Your best first step is to understand your home’s energy use before investing in new equipment.

How to Demand the Right Size System

When it’s time for new heating equipment, remember this phrase: “Manual J calculation.”

A Manual J is the industry’s standard method for determining your home’s exact heating and cooling needs. It considers your insulation, window quality, air leakage, and local climate to calculate the right system size.

If a contractor skips this or just matches your old furnace size, that’s a red flag. Insist on a Manual J report before signing any contract. If they refuse or charge extra, find another company.

You may discover that your “100,000 BTU” furnace could be replaced with a 60,000 BTU model — smaller, cheaper, and far more efficient in the long run.

Are Heat Pumps Warm Enough for Cold Weather Yet?

You might’ve heard that heat pumps don’t work in cold climates. That’s outdated information.

Modern cold-climate air-source heat pumps from brands like Mitsubishi, Fujitsu, and Bosch now perform efficiently even at 0°F (-18°C). These aren’t your grandfather’s heat pumps — they’re advanced systems that provide both heating and cooling with incredible efficiency.

According to the U.S. Department of Energy, heat pumps can reduce electricity use for heating by up to 50% compared to electric resistance systems. For homeowners switching from oil or propane, a cold-climate heat pump is often the smartest financial decision.

Before buying, compare different system costs to see which makes the most sense for you.

The Smart Thermostat Trap

Many people assume that installing a smart thermostat — like Nest or Ecobee — will automatically lower their energy bills. It won’t.

A smart thermostat is just a tool, and its effectiveness depends on how you use it. The true value isn’t in its “learning” features but in the data and control it gives you.

Use the app to monitor system run times and set simple, consistent schedules. Lower the temperature slightly while you’re asleep or away from home. These small changes, not fancy algorithms, create real savings.

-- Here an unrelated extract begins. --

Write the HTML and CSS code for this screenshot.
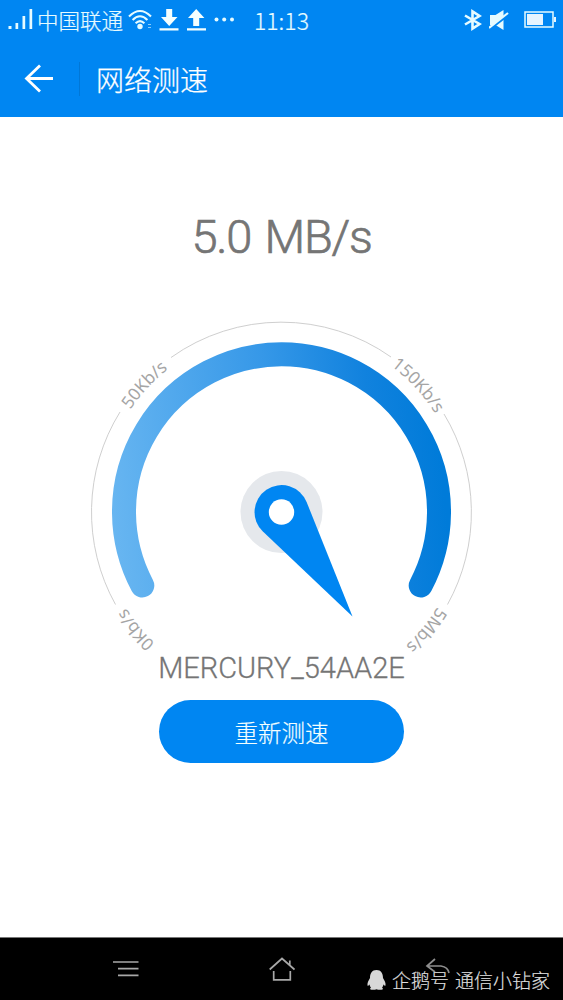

A smart thermostat in a leaky, oversized system is nothing more than an expensive wall ornament. But paired with a right-sized furnace and a well-sealed home, it becomes the command center of genuine efficiency.

Start by selecting the thermostat that’s best for you.

Your Next Smart Move

Most homeowners focus on the wrong thing — the sticker price and efficiency rating of their furnace — while ignoring the leaky, inefficient home that system is fighting against.

The key takeaway: Your house works as a system. Every part — insulation, air sealing, equipment size — affects the others. Strengthen the weakest link first.

Before you call an HVAC company, schedule a home energy audit. An auditor uses tools like blower doors and infrared cameras to pinpoint exactly where your home loses heat. This report becomes your roadmap to a warmer, more efficient home — and it’ll save you from buying an oversized heating system you don’t need.

So, what’s the one drafty spot in your home you’ve been ignoring for years?